Le projet de loi propose la mise en place d’un vaste système de collecte et d’échange d’informations au sein de l’appareil gouvernemental. Les mesures proposées font table rase des règles actuelles en matière de protection des renseignements personnels. Et ceci, sans mécanismes de surveillance adéquats de ces activités de renseignement, pas plus que de recours pour les personnes qui en feront l’objet.
C-51 propose la création d’une nouvelle infraction, soit de « préconiser ou fomenter la perpétration d’infractions de terrorisme en général » ou encore, il propose la saisie et la destruction de matériel de propagande terroriste dont les définitions sont là aussi de portée très large et ambiguë. Le caractère vague des dispositions risque ainsi de miner la liberté d’expression par un effet d’autocensure.
Le projet de loi C-51 élargit démesurément les circonstances permettant la détention préventive, affaiblit le degré de preuve nécessaire, allonge la durée possible de cette détention qui passe de 72 heures à 7 jours, durcit les conditions de libération, le tout sans inculpation pour une infraction criminelle. Il suffira, pour justifier une telle détention, qu’un agent de la paix ait des motifs raisonnables de croire à la possibilité qu’une activité considérée comme « terroriste » soit entreprise.
Le projet de loi C-51 apporte des changements majeurs au mandat du SCRS qui avait été limité jusqu’à maintenant à des activités de renseignements. Il pourra dorénavant prendre des mesures pour « réduire » une menace à la sécurité du Canada, dont la définition est tellement large qu’elle peut comprendre des activités menées par divers mouvements de protestation sociale. Le SCRS pourra, sous réserve d’obtenir un mandat judiciaire, agir illégalement et même prendre des mesures qui porteront atteinte aux droits protégés par la Charte canadienne des droits et libertés. Ce pouvoir est totalement inacceptable en soi.

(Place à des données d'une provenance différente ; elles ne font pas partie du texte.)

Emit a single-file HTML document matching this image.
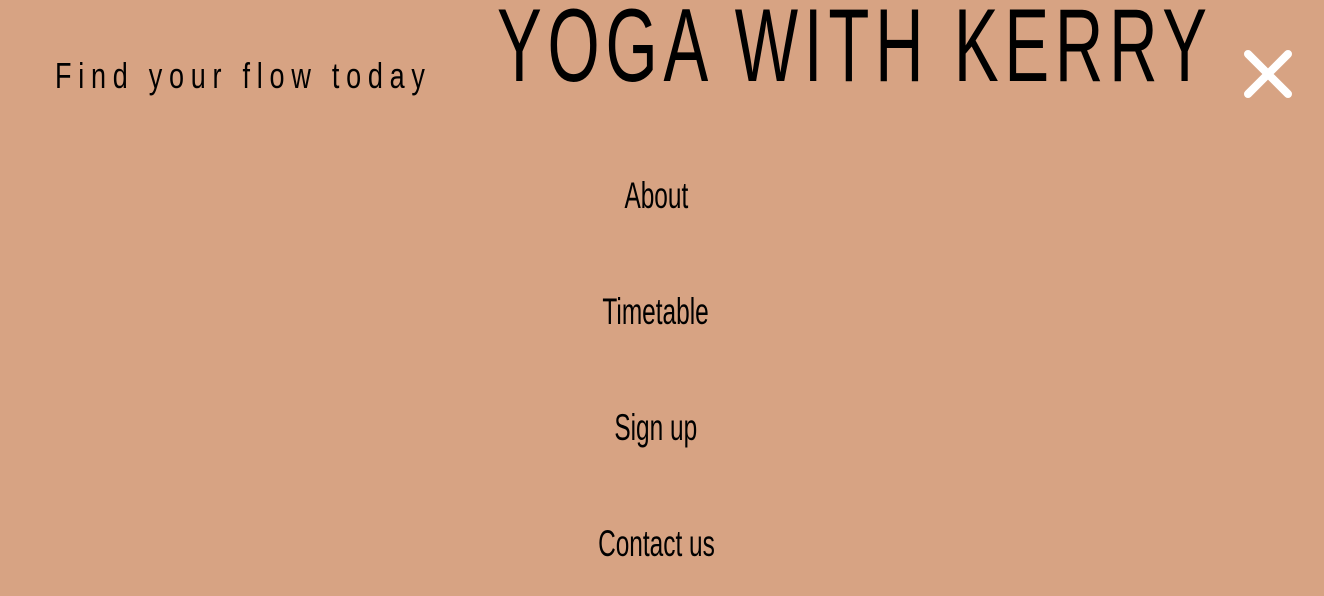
<!DOCTYPE html>
<html><head><meta charset="utf-8"><style>
html,body{margin:0;padding:0;}
body{width:1324px;height:596px;background:#d7a383;position:relative;overflow:hidden;font-family:"Liberation Sans Narrow","Liberation Sans",sans-serif;color:#000;}
.t{position:absolute;white-space:nowrap;line-height:1;transform-origin:0 0;}
#title{left:497px;top:-6px;font-size:104px;letter-spacing:9px;transform:scaleX(0.645);}
#tag{left:55px;top:58px;font-size:36px;letter-spacing:9px;transform:scaleX(0.75);}
.m{position:absolute;left:0;width:1312px;text-align:center;font-size:37px;line-height:1;}
.m span{display:inline-block;transform:scaleX(0.66);}
</style></head><body>
<div class="t" id="title">YOGA WITH KERRY</div>
<div class="t" id="tag">Find your flow today</div>
<svg style="position:absolute;left:1242px;top:48px" width="52" height="52" viewBox="0 0 52 52"><path d="M6 6L46 46M46 6L6 46" stroke="#fff" stroke-width="8" stroke-linecap="round"/></svg>
<div class="m" style="top:177px"><span>About</span></div>
<div class="m" style="top:293px"><span>Timetable</span></div>
<div class="m" style="top:409px"><span>Sign up</span></div>
<div class="m" style="top:525px"><span>Contact us</span></div>
</body></html>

La nature du contrôle judiciaire proposé, soit une procédure d’attribution de mandat, à huis clos de surcroît, n’a rien à voir avec le modèle d’examen permettant aux tribunaux de déterminer s’il y a atteinte à un droit protégé par la Charte.
C-51 propose en fait la mise en place d’un vaste système intégré de collecte d’information, d’enquête, d’arrestations préventives, d’interventions qui pourront même être contraires à la Charte, et ce, sans qu’aucun mécanisme de contrôle et de surveillance n’ait actuellement le mandat ni les moyens d’exercer une réelle surveillance sur l’ensemble de ces activités. Dans ce contexte, nous pouvons craindre la création d’une police politique ainsi que l’accroissement des pratiques de profilage politique.
Pour combattre et prévenir le terrorisme, plutôt que d’adopter des mesures liberticides, les gouvernements doivent s’attaquer aux injustices érigées en système, qu’elles soient politique, économique, sociale ou culturelle, ici et ailleurs dans le monde. Ce projet de loi risque plutôt d’étiqueter comme terroristes des individus et des organisations qui travaillent à défendre le bien commun.
Alors que le gouvernement fédéral doit retirer C-51, celui du Québec ne peut rester silencieux à l’égard de ce projet de loi qui pourrait priver des individus de la protection de la Charte canadienne des droits et libertés de la personne. Nous demandons en conséquence aux députés de la Chambre des communes de s’opposer à C-51 et à ceux de l’Assemblée nationale de se prononcer contre ce projet de loi.